# Task objective
Quote the listing below in full and exactly as written, but omit every picture.

# Raw data
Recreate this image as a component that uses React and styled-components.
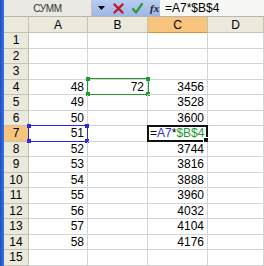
import React from "react";
import styled, { createGlobalStyle } from "styled-components";

const GlobalStyle = createGlobalStyle`
  html, body {
    margin: 0;
    padding: 0;
    background: #ffffff;
  }
  body {
    font-family: "Liberation Sans", Arial, sans-serif;
    overflow: hidden;
  }
`;

const columns = ["A", "B", "C", "D"];
const rows = Array.from({ length: 15 }, (_, i) => i + 1);

const values = {
  A: { 4: "48", 5: "49", 6: "50", 7: "51", 8: "52", 9: "53", 10: "54", 11: "55", 12: "56", 13: "57", 14: "58" },
  B: { 4: "72" },
  C: { 4: "3456", 5: "3528", 6: "3600", 8: "3744", 9: "3816", 10: "3888", 11: "3960", 12: "4032", 13: "4104", 14: "4176" },
};

const App = () => {
  return (
    <Window>
      <GlobalStyle />
      <Edge />
      <Main>
        <FormulaBar>
          <NameBox>СУММ</NameBox>
          <Buttons>
            <svg width="7" height="4" viewBox="0 0 7 4">
              <path d="M0 0h7L3.5 4z" fill="#000" />
            </svg>
            <svg width="11" height="11" viewBox="0 0 11 11">
              <path d="M1.5 1.5l8 8M9.5 1.5l-8 8" stroke="#c0182a" strokeWidth="2.4" strokeLinecap="round" />
            </svg>
            <svg width="11" height="11" viewBox="0 0 11 11">
              <path d="M1 6l3 3.5L10 1" stroke="#2f9a3a" strokeWidth="2.2" fill="none" strokeLinecap="round" strokeLinejoin="round" />
            </svg>
            <Fx>fx</Fx>
          </Buttons>
          <FormulaText>=A7*$B$4</FormulaText>
        </FormulaBar>
        <Sheet>
          <Corner />
          {columns.map((col) => (
            <ColHeader key={col} $active={col === "C"}>{col}</ColHeader>
          ))}
          {rows.map((row) => (
            <React.Fragment key={row}>
              <RowHeader $active={row === 7}>{row}</RowHeader>
              {columns.map((col) => (
                <Cell key={col}>
                  {values[col]?.[row]}
                  {col === "A" && row === 7 && (
                    <RefBox $color="#2a2ae0">
                      <Handle $color="#2a2ae0" $x="left" $y="top" />
                      <Handle $color="#2a2ae0" $x="right" $y="top" />
                      <Handle $color="#2a2ae0" $x="left" $y="bottom" />
                      <Handle $color="#2a2ae0" $x="right" $y="bottom" />
                    </RefBox>
                  )}
                  {col === "B" && row === 4 && (
                    <RefBox $color="#1f9a2f" $inset="-2px">
                      <Handle $color="#1f9a2f" $x="left" $y="top" />
                      <Handle $color="#1f9a2f" $x="right" $y="top" />
                      <Handle $color="#1f9a2f" $x="left" $y="bottom" />
                      <Handle $color="#1f9a2f" $x="right" $y="bottom" />
                    </RefBox>
                  )}
                  {col === "C" && row === 7 && (
                    <EditBox>
                      <span>=</span>
                      <Ref $color="#2a2ae0">A7</Ref>
                      <span>*</span>
                      <Ref $color="#1f9a2f">$B$4</Ref>
                      <FillHandle />
                    </EditBox>
                  )}
                </Cell>
              ))}
            </React.Fragment>
          ))}
        </Sheet>
      </Main>
    </Window>
  );
};

export default App;

const Window = styled.div`
  display: flex;
  width: 264px;
  height: 266px;
  overflow: hidden;
  background: #ffffff;
`;

const Edge = styled.div`
  width: 4px;
  flex-shrink: 0;
  background: linear-gradient(to right, #1d4fc4, #3a74e0);
`;

const Main = styled.div`
  flex: 1;
  display: flex;
  flex-direction: column;
  min-width: 0;
`;

const FormulaBar = styled.div`
  display: flex;
  height: 17px;
  flex-shrink: 0;
  border-bottom: 1px solid #b9b6a8;
  box-sizing: border-box;
`;

const NameBox = styled.div`
  width: 88px;
  display: flex;
  align-items: center;
  justify-content: center;
  background: #e9e8e2;
  border-right: 1px solid #c8c6bc;
  box-sizing: border-box;
  font-size: 10px;
  letter-spacing: -0.4px;
  color: #333;
`;

const Buttons = styled.div`
  width: 68px;
  display: flex;
  align-items: center;
  gap: 8px;
  padding-left: 6px;
  box-sizing: border-box;
  background: linear-gradient(to bottom, #b8ccf0, #9db7e6);
`;

const Fx = styled.span`
  font-family: "Liberation Serif", "Times New Roman", serif;
  font-style: italic;
  font-weight: bold;
  font-size: 11px;
  color: #222;
  margin-left: -1px;
`;

const FormulaText = styled.div`
  flex: 1;
  display: flex;
  align-items: center;
  padding-left: 5px;
  font-size: 12px;
  color: #000;
  background: #f7f7f4;
`;

const Sheet = styled.div`
  display: grid;
  grid-template-columns: 25px 59px 60px 60px 1fr;
  grid-template-rows: 16px repeat(15, 15.5px);
`;

const HeaderBase = styled.div`
  display: flex;
  align-items: center;
  justify-content: center;
  font-size: 12px;
  color: #000;
  box-sizing: border-box;
  border-right: 1px solid #c5c2b2;
  border-bottom: 1px solid #c5c2b2;
  background: ${(p) => (p.$active ? "#f7c47d" : "#ebe9dc")};
`;

const Corner = styled(HeaderBase)``;

const ColHeader = styled(HeaderBase)`
  border-bottom-color: ${(p) => (p.$active ? "#d9953a" : "#c5c2b2")};
`;

const RowHeader = styled(HeaderBase)`
  border-right-color: ${(p) => (p.$active ? "#d9953a" : "#c5c2b2")};
`;

const Cell = styled.div`
  position: relative;
  display: flex;
  align-items: center;
  justify-content: flex-end;
  padding-right: 3px;
  font-size: 12px;
  color: #000;
  box-sizing: border-box;
  border-right: 1px solid #d4d4d4;
  border-bottom: 1px solid #d4d4d4;
`;

const RefBox = styled.div`
  position: absolute;
  inset: ${(p) => p.$inset || "-1px"} ${(p) => p.$inset || "-1px"} -1px -1px;
  border: 1px solid ${(p) => p.$color};
  pointer-events: none;
`;

const Handle = styled.div`
  position: absolute;
  width: 4px;
  height: 4px;
  background: ${(p) => p.$color};
  ${(p) => (p.$x === "left" ? "left: -2px;" : "right: -2px;")}
  ${(p) => (p.$y === "top" ? "top: -2px;" : "bottom: -2px;")}
`;

const EditBox = styled.div`
  position: absolute;
  inset: -1px -1px -1px -1px;
  border: 2px solid #111;
  background: #ffffff;
  display: flex;
  align-items: center;
  padding-left: 1px;
  font-size: 12px;
  color: #000;
  white-space: nowrap;
  box-sizing: border-box;
`;

const Ref = styled.span`
  color: ${(p) => p.$color};
`;

const FillHandle = styled.div`
  position: absolute;
  right: -3px;
  bottom: -3px;
  width: 4px;
  height: 4px;
  background: #111;
  border: 1px solid #fff;
`;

# Output for this exercise
Recreate this image as a component that uses React and styled-components.
import React from "react";
import styled, { createGlobalStyle } from "styled-components";

const GlobalStyle = createGlobalStyle`
  html, body {
    margin: 0;
    padding: 0;
    background: #ffffff;
  }
  body {
    font-family: "Liberation Sans", Arial, sans-serif;
    overflow: hidden;
  }
`;

const columns = ["A", "B", "C", "D"];
const rows = Array.from({ length: 15 }, (_, i) => i + 1);

const values = {
  A: { 4: "48", 5: "49", 6: "50", 7: "51", 8: "52", 9: "53", 10: "54", 11: "55", 12: "56", 13: "57", 14: "58" },
  B: { 4: "72" },
  C: { 4: "3456", 5: "3528", 6: "3600", 8: "3744", 9: "3816", 10: "3888", 11: "3960", 12: "4032", 13: "4104", 14: "4176" },
};

const App = () => {
  return (
    <Window>
      <GlobalStyle />
      <Edge />
      <Main>
        <FormulaBar>
          <NameBox>СУММ</NameBox>
          <Buttons>
            <svg width="7" height="4" viewBox="0 0 7 4">
              <path d="M0 0h7L3.5 4z" fill="#000" />
            </svg>
            <svg width="11" height="11" viewBox="0 0 11 11">
              <path d="M1.5 1.5l8 8M9.5 1.5l-8 8" stroke="#c0182a" strokeWidth="2.4" strokeLinecap="round" />
            </svg>
            <svg width="11" height="11" viewBox="0 0 11 11">
              <path d="M1 6l3 3.5L10 1" stroke="#2f9a3a" strokeWidth="2.2" fill="none" strokeLinecap="round" strokeLinejoin="round" />
            </svg>
            <Fx>fx</Fx>
          </Buttons>
          <FormulaText>=A7*$B$4</FormulaText>
        </FormulaBar>
        <Sheet>
          <Corner />
          {columns.map((col) => (
            <ColHeader key={col} $active={col === "C"}>{col}</ColHeader>
          ))}
          {rows.map((row) => (
            <React.Fragment key={row}>
              <RowHeader $active={row === 7}>{row}</RowHeader>
              {columns.map((col) => (
                <Cell key={col}>
                  {values[col]?.[row]}
                  {col === "A" && row === 7 && (
                    <RefBox $color="#2a2ae0">
                      <Handle $color="#2a2ae0" $x="left" $y="top" />
                      <Handle $color="#2a2ae0" $x="right" $y="top" />
                      <Handle $color="#2a2ae0" $x="left" $y="bottom" />
                      <Handle $color="#2a2ae0" $x="right" $y="bottom" />
                    </RefBox>
                  )}
                  {col === "B" && row === 4 && (
                    <RefBox $color="#1f9a2f" $inset="-2px">
                      <Handle $color="#1f9a2f" $x="left" $y="top" />
                      <Handle $color="#1f9a2f" $x="right" $y="top" />
                      <Handle $color="#1f9a2f" $x="left" $y="bottom" />
                      <Handle $color="#1f9a2f" $x="right" $y="bottom" />
                    </RefBox>
                  )}
                  {col === "C" && row === 7 && (
                    <EditBox>
                      <span>=</span>
                      <Ref $color="#2a2ae0">A7</Ref>
                      <span>*</span>
                      <Ref $color="#1f9a2f">$B$4</Ref>
                      <FillHandle />
                    </EditBox>
                  )}
                </Cell>
              ))}
            </React.Fragment>
          ))}
        </Sheet>
      </Main>
    </Window>
  );
};

export default App;

const Window = styled.div`
  display: flex;
  width: 264px;
  height: 266px;
  overflow: hidden;
  background: #ffffff;
`;

const Edge = styled.div`
  width: 4px;
  flex-shrink: 0;
  background: linear-gradient(to right, #1d4fc4, #3a74e0);
`;

const Main = styled.div`
  flex: 1;
  display: flex;
  flex-direction: column;
  min-width: 0;
`;

const FormulaBar = styled.div`
  display: flex;
  height: 17px;
  flex-shrink: 0;
  border-bottom: 1px solid #b9b6a8;
  box-sizing: border-box;
`;

const NameBox = styled.div`
  width: 88px;
  display: flex;
  align-items: center;
  justify-content: center;
  background: #e9e8e2;
  border-right: 1px solid #c8c6bc;
  box-sizing: border-box;
  font-size: 10px;
  letter-spacing: -0.4px;
  color: #333;
`;

const Buttons = styled.div`
  width: 68px;
  display: flex;
  align-items: center;
  gap: 8px;
  padding-left: 6px;
  box-sizing: border-box;
  background: linear-gradient(to bottom, #b8ccf0, #9db7e6);
`;

const Fx = styled.span`
  font-family: "Liberation Serif", "Times New Roman", serif;
  font-style: italic;
  font-weight: bold;
  font-size: 11px;
  color: #222;
  margin-left: -1px;
`;

const FormulaText = styled.div`
  flex: 1;
  display: flex;
  align-items: center;
  padding-left: 5px;
  font-size: 12px;
  color: #000;
  background: #f7f7f4;
`;

const Sheet = styled.div`
  display: grid;
  grid-template-columns: 25px 59px 60px 60px 1fr;
  grid-template-rows: 16px repeat(15, 15.5px);
`;

const HeaderBase = styled.div`
  display: flex;
  align-items: center;
  justify-content: center;
  font-size: 12px;
  color: #000;
  box-sizing: border-box;
  border-right: 1px solid #c5c2b2;
  border-bottom: 1px solid #c5c2b2;
  background: ${(p) => (p.$active ? "#f7c47d" : "#ebe9dc")};
`;

const Corner = styled(HeaderBase)``;

const ColHeader = styled(HeaderBase)`
  border-bottom-color: ${(p) => (p.$active ? "#d9953a" : "#c5c2b2")};
`;

const RowHeader = styled(HeaderBase)`
  border-right-color: ${(p) => (p.$active ? "#d9953a" : "#c5c2b2")};
`;

const Cell = styled.div`
  position: relative;
  display: flex;
  align-items: center;
  justify-content: flex-end;
  padding-right: 3px;
  font-size: 12px;
  color: #000;
  box-sizing: border-box;
  border-right: 1px solid #d4d4d4;
  border-bottom: 1px solid #d4d4d4;
`;

const RefBox = styled.div`
  position: absolute;
  inset: ${(p) => p.$inset || "-1px"} ${(p) => p.$inset || "-1px"} -1px -1px;
  border: 1px solid ${(p) => p.$color};
  pointer-events: none;
`;

const Handle = styled.div`
  position: absolute;
  width: 4px;
  height: 4px;
  background: ${(p) => p.$color};
  ${(p) => (p.$x === "left" ? "left: -2px;" : "right: -2px;")}
  ${(p) => (p.$y === "top" ? "top: -2px;" : "bottom: -2px;")}
`;

const EditBox = styled.div`
  position: absolute;
  inset: -1px -1px -1px -1px;
  border: 2px solid #111;
  background: #ffffff;
  display: flex;
  align-items: center;
  padding-left: 1px;
  font-size: 12px;
  color: #000;
  white-space: nowrap;
  box-sizing: border-box;
`;

const Ref = styled.span`
  color: ${(p) => p.$color};
`;

const FillHandle = styled.div`
  position: absolute;
  right: -3px;
  bottom: -3px;
  width: 4px;
  height: 4px;
  background: #111;
  border: 1px solid #fff;
`;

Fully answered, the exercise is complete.